I think my bicycle was my best friend as a kid. It gave me incredible freedom. I was often gone from home for hours, pedaling all over town, playing and getting into slight tween trouble. There was a small dirt path behind the three large apartments on the main drag in town. The path was not big enough for more than one person across but we would squeeze two kids side by side and deal with the tree branches. Ironically, the new to town step-sons of our next door neighbor pointed out where the trail started and I rarely went on the main road after this discovery. This path spit out almost right in front of my favorite store: Always Open. It was perfect! The path was mostly unknown to adults and where I could escape.
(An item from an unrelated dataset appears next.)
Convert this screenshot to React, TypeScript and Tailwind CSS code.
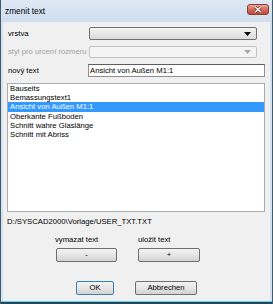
import React from 'react';

const items = [
  'Bauseits',
  'Bemassungstext1',
  'Ansicht von Außen M1:1',
  'Oberkante Fußboden',
  'Schnitt wahre Glaslänge',
  'Schnitt mit Abriss',
];

function Arrow({ disabled }: { disabled?: boolean }) {
  return (
    <svg width="7" height="4" viewBox="0 0 7 4" className="mr-[5px]">
      <path d="M0 0h7L3.5 4z" fill={disabled ? '#a8a8a8' : '#000'} />
    </svg>
  );
}

function WinButton({ label, focused, w }: { label: string; focused?: boolean; w: string }) {
  return (
    <div
      className={`${w} h-[14px] flex items-center justify-center rounded-[2px] border bg-gradient-to-b from-[#f3f3f3] via-[#e6e6e6] to-[#d2d2d2] ${
        focused ? 'border-[#3c7fb1]' : 'border-[#707070]'
      }`}
    >
      {label}
    </div>
  );
}

export default function App() {
  return (
    <div
      className="w-[273px] h-[304px] flex flex-col bg-[#d3e1f0] border-l border-r border-[#3f5a6b] text-black text-[7.7px]"
      style={{ fontFamily: '"Liberation Sans", Arial, sans-serif' }}
    >
      {/* Title bar */}
      <div className="h-[22px] shrink-0 flex items-start bg-gradient-to-b from-[#dfe9f5] to-[#cfdeef]">
        <span className="ml-[4px] mt-[6px] text-[8.3px] leading-[10px]">zmenit text</span>
        <div className="ml-auto mr-[3px] mt-[4px] w-[22px] h-[11px] rounded-[3px] border border-[#8a3b32] bg-gradient-to-b from-[#e9a99c] via-[#d2695a] to-[#c24a3a] flex items-center justify-center">
          <svg width="8" height="7" viewBox="0 0 8 7">
            <path d="M1 0.8L7 6.2M7 0.8L1 6.2" stroke="#5a1e18" strokeWidth="2.6" />
            <path d="M1 0.8L7 6.2M7 0.8L1 6.2" stroke="#fff" strokeWidth="1.5" />
          </svg>
        </div>
      </div>

      {/* Client area */}
      <div className="flex-1 mx-[2px] bg-[#f0f0f0] flex flex-col pl-[4px]">
        <div className="mt-[5px] flex items-center h-[13px]">
          <span className="ml-px w-[81px]">vrstva</span>
          <div className="w-[168px] h-[13px] rounded-[2px] border border-[#707070] bg-gradient-to-b from-[#f4f4f4] to-[#dadada] flex items-center justify-end">
            <Arrow />
          </div>
        </div>

        <div className="mt-[6px] flex items-center h-[12px]">
          <span className="ml-px w-[81px] text-[#a3a3a3]">styl pro urcení rozmeru</span>
          <div className="w-[168px] h-[12px] rounded-[2px] border border-[#c2c5c8] bg-[#f4f4f4] flex items-center justify-end">
            <Arrow disabled />
          </div>
        </div>

        <div className="mt-[6px] flex items-center h-[13px]">
          <span className="ml-px w-[80px]">nový text</span>
          <div className="w-[177px] h-[13px] border border-[#8f8f8f] border-t-[#5e5e5e] bg-white flex items-center pl-[1px] leading-[9px]">
            Ansicht von Außen M1:1
          </div>
        </div>

        <div className="mt-[6px] w-[258px] h-[129px] border border-[#a9adb3] bg-white flex flex-col">
          {items.map((t, i) => (
            <div
              key={t}
              className={`leading-[9.2px] pl-[2px] ${i === 2 ? 'bg-[#3399ff] text-white' : ''}`}
            >
              {t}
            </div>
          ))}
        </div>

        <div className="mt-[5px] leading-[9px]">D:/SYSCAD2000\Vorlage/USER_TXT.TXT</div>

        <div className="mt-[9px] flex leading-[9px]">
          <span className="ml-[48px] w-[83px]">vymazat text</span>
          <span>uložit text</span>
        </div>

        <div className="mt-[4px] flex">
          <div className="ml-[49px] w-[82px]">
            <WinButton label="-" w="w-[61px]" />
          </div>
          <WinButton label="+" w="w-[62px]" />
        </div>

        <div className="mt-[19px] flex">
          <div className="ml-[69px] w-[59px]">
            <WinButton label="OK" focused w="w-[38px]" />
          </div>
          <WinButton label="Abbrechen" w="w-[62px]" />
        </div>
      </div>

      {/* Bottom frame */}
      <div className="h-px shrink-0 bg-[#6ccbe9]" />
      <div className="h-[2px] shrink-0 bg-[#1f4a5c]" />
    </div>
  );
}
There was a little skate park area with kid-made mounds where most of the tweens and teenagers would gather. Some on bikes, some on foot, most just restless with summer boredom. I remember being told we did not buy anything at the store on the Sabbath. Whelp, you don’t know if I bought anything at the convenience store if you can’t see me. But this little known passageway offered me a secrecy I cherished.
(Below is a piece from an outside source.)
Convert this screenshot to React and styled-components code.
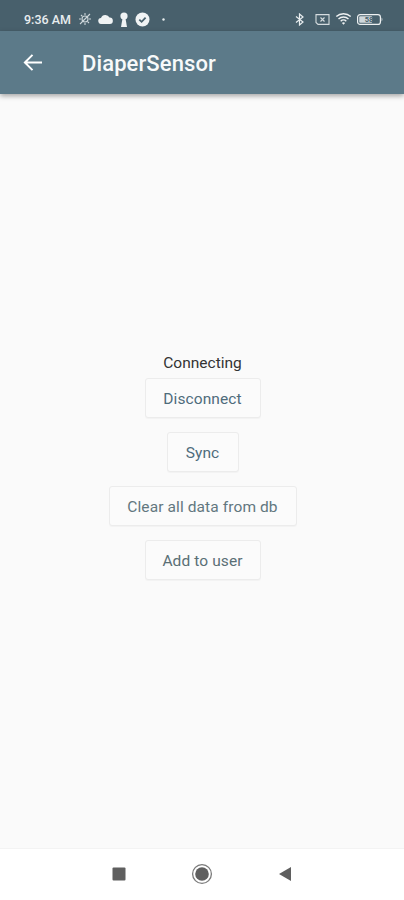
import React from 'react';
import styled, { createGlobalStyle } from 'styled-components';

const Global = createGlobalStyle`
  html, body { margin: 0; padding: 0; background: #fafafa; }
  * { box-sizing: border-box; }
`;

const Screen = styled.div`
  width: 404px; height: 900px; display: flex; flex-direction: column;
  font-family: Roboto, "Liberation Sans", sans-serif; background: #fafafa; overflow: hidden;
`;
const StatusBar = styled.div`
  height: 31px; flex: none; background: #48606c; color: #e8edef;
  display: flex; align-items: center; justify-content: space-between; padding: 7px 21px 0 24px;
  font-size: 12.5px; font-weight: 500;
`;
const StatusGroup = styled.div`
  display: flex; align-items: center; gap: ${p => p.$gap || 6}px;
`;
const Time = styled.span`
  margin-right: 1px;
`;
const AppBar = styled.header`
  height: 63px; flex: none; background: #5c7a89; color: #fff;
  display: flex; align-items: center; padding: 0 0 0 23px; gap: 40px;
  box-shadow: 0 2px 5px rgba(0,0,0,.35); position: relative;
`;
const Title = styled.h1`
  margin: 2px 0 0; font-size: 22px; font-weight: 500; line-height: 1; color: #f7f9fa; letter-spacing: .1px;
`;
const Content = styled.main`
  flex: 1; display: flex; flex-direction: column; align-items: center; justify-content: center;
  padding: 0 0 8px 1px;
`;
const Label = styled.div`
  font-size: 15.5px; line-height: 17px; color: #333; margin-bottom: 6px;
`;
const ActionButton = styled.button`
  height: 40px; width: ${p => p.$w}px; margin-bottom: 14px; padding: 2px 0 0;
  background: #fbfbfb; border: 1px solid #ececec; border-radius: 3px;
  font-family: inherit; font-size: 15.5px; font-weight: 400; color: ${p => p.$color || '#566f7c'};
  letter-spacing: .1px;
  box-shadow: 0 1px 1px rgba(0,0,0,.03);
  &:last-child { margin-bottom: 0; }
`;
const NavBar = styled.nav`
  height: 52px; flex: none; background: #fff; border-top: 1px solid #f3f3f3;
  display: flex; align-items: center; justify-content: center; gap: 65px; padding-bottom: 2px;
`;
const BtWrap = styled.span`
  display: flex; margin-right: 6px;
`;

const Arrow = () => (
  <svg width="19" height="19" viewBox="0 0 20 20" fill="none" stroke="#fff" strokeWidth="2.1">
    <path d="M20 10H2M10 2l-8 8 8 8" />
  </svg>
);
const Sun = () => (
  <svg width="14" height="14" viewBox="0 0 14 14" fill="none" stroke="#cdd6da" strokeWidth="1.1">
    <circle cx="7" cy="7" r="3" />
    <path d="M7 1v2M7 11v2M1 7h2M11 7h2M3 3l1.4 1.4M9.6 9.6 11 11M3 11l1.4-1.4M9.6 4.4 11 3M2 12 12 2" />
  </svg>
);
const Cloud = () => (
  <svg width="15" height="10" viewBox="0 0 15 10" fill="#f0f3f4">
    <path d="M3.5 10a3 3 0 0 1-.5-6A4.6 4.6 0 0 1 11.5 3.6 3.2 3.2 0 0 1 11.8 10z" />
  </svg>
);
const Keyhole = () => (
  <svg width="10" height="15" viewBox="0 0 10 15" fill="#f0f3f4">
    <circle cx="5" cy="4" r="3.6" />
    <path d="M3.6 6h2.8l1.6 9H2z" />
  </svg>
);
const Check = () => (
  <svg width="15" height="15" viewBox="0 0 15 15">
    <circle cx="7.5" cy="7.5" r="7" fill="#f0f3f4" />
    <path d="M4.3 7.6l2.3 2.2 4-4.2" fill="none" stroke="#48606c" strokeWidth="1.8" />
  </svg>
);
const Dot = () => (
  <svg width="3" height="3" viewBox="0 0 3 3" style={{ marginLeft: 6 }}>
    <circle cx="1.5" cy="1.5" r="1.2" fill="#e8edef" />
  </svg>
);
const Bluetooth = () => (
  <svg width="9" height="13" viewBox="0 0 9 13" fill="none" stroke="#e8edef" strokeWidth="1.2">
    <path d="M1 3.5l7 5.5-3.5 3V1L8 4 1 9.5" />
  </svg>
);
const SimBox = () => (
  <svg width="15" height="11" viewBox="0 0 15 11" fill="none" stroke="#d5dcdf" strokeWidth="1.1">
    <path d="M1 .6h13v9.8H3L1 8.5z" />
    <path d="M5.5 3.5l4 4M9.5 3.5l-4 4" />
  </svg>
);
const Wifi = () => (
  <svg width="17" height="12" viewBox="0 0 16 12" fill="none" stroke="#eef1f2" strokeWidth="1.4">
    <path d="M.8 3.6a10.4 10.4 0 0 1 14.4 0M3 6a7.2 7.2 0 0 1 10 0M5.2 8.2a4 4 0 0 1 5.6 0" />
    <path d="M8 11.8 6.4 9.9a2.4 2.4 0 0 1 3.2 0z" fill="#eef1f2" stroke="none" />
  </svg>
);
const Battery = () => (
  <svg width="26" height="11" viewBox="0 0 26 11">
    <rect x=".6" y=".6" width="22.8" height="9.8" rx="2.5" fill="none" stroke="#eef1f2" strokeWidth="1.2" />
    <rect x="2.2" y="2.2" width="13" height="6.6" rx="1" fill="#cfd8dc" />
    <path d="M24.6 3.6c1 .4 1 3.4 0 3.8z" fill="#eef1f2" />
    <text x="12" y="8.4" fontSize="7.5" fontWeight="700" textAnchor="middle" fill="#48606c" fontFamily="Roboto, sans-serif">58</text>
  </svg>
);
const NavStop = () => (
  <svg width="14" height="14" viewBox="0 0 14 14"><rect x=".5" y=".5" width="13" height="13" rx="1" fill="#5f5f5f" /></svg>
);
const NavHome = () => (
  <svg width="22" height="22" viewBox="0 0 22 22">
    <circle cx="11" cy="11" r="9.4" fill="none" stroke="#7a7a7a" strokeWidth="1.3" />
    <circle cx="11" cy="11" r="6.8" fill="#5f5f5f" />
  </svg>
);
const NavBack = () => (
  <svg width="14" height="16" viewBox="0 0 14 16"><path d="M13 1v14L1 8z" fill="#5f5f5f" /></svg>
);

export default function App() {
  return (
    <Screen>
      <Global />
      <StatusBar>
        <StatusGroup>
          <Time>9:36 AM</Time>
          <Sun /><Cloud /><Keyhole /><Check /><Dot />
        </StatusGroup>
        <StatusGroup $gap={5}>
          <BtWrap><Bluetooth /></BtWrap><SimBox /><Wifi /><Battery />
        </StatusGroup>
      </StatusBar>
      <AppBar>
        <Arrow />
        <Title>DiaperSensor</Title>
      </AppBar>
      <Content>
        <Label>Connecting</Label>
        <ActionButton $w={116} $color="#4f6c7b">Disconnect</ActionButton>
        <ActionButton $w={72} $color="#4f6c7b">Sync</ActionButton>
        <ActionButton $w={188} $color="#62777f">Clear all data from db</ActionButton>
        <ActionButton $w={116} $color="#5a6f75">Add to user</ActionButton>
      </Content>
      <NavBar>
        <NavStop /><NavHome /><NavBack />
      </NavBar>
    </Screen>
  );
}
A few weeks ago, I went to my niece’s graduation from Indiana University. First impressions, it was completely different from my own college graduation from Taylor University. The difference in sheer numbers is laughable. After close to some 9,000 students found a seat, the commencement began. And it was the student speaker that got me. The student speaker was diagnosed with stage IV cancer after her freshman year. First, an almost immediate trigger of guilt came. But in her speech, she said something that caught my heart. The detour IS the path. The detour IS the journey. And it clicked for me. I have been fighting so hard to get back to the road I think I’m supposed to be on instead of accepting that my detour is the journey and there is no other road to “get back on.” Figuring out my post-cancer life is my path. Living with side effects from treatment is my path. It sucks and also very freeing to acknowledge that perhaps, I am right where I’m supposed to be. Because while diagnosis and treatment were hard, that path was pretty straightforward. The recovery road? It is a crap shoot, literally. While I wish (read desperately desire) things were easier in my recovery, they aren’t and I can eventually be okay with my new road but the truth is, I still struggle accepting my new reality. Surely, I cannot be the only one on a new road. A road they did not see coming or on their bingo card for 2026. Who knows who else may be on a detour that is now the new, perhaps unwanted, journey.
Years after moving away from my small town, I took my husband to see where I grew up, where I was born. So many changes: building developments, changes in stores and road paths. And wouldn’t you know, that secret path I loved as a kid was a paved over, brightly labeled, developed bike path. Definitely not a secret anymore.
A little update: my latest bloodwork came back abnormal. So I did a G.I. test with my doctor friend and am working to fix my gut. Various vitamins and foods to help regulate whatever is going on. And I have a sneaking suspicion this will be an ongoing issue to figure out. Are my G.I. issues from radiation? Chemo? Surgery? All of the above? The answer is yes. Some days are better than others. Still. Some days are no problem and other days are two accidents and a meltdown later and it is hard to stay positive. Yet here we are. On my new road.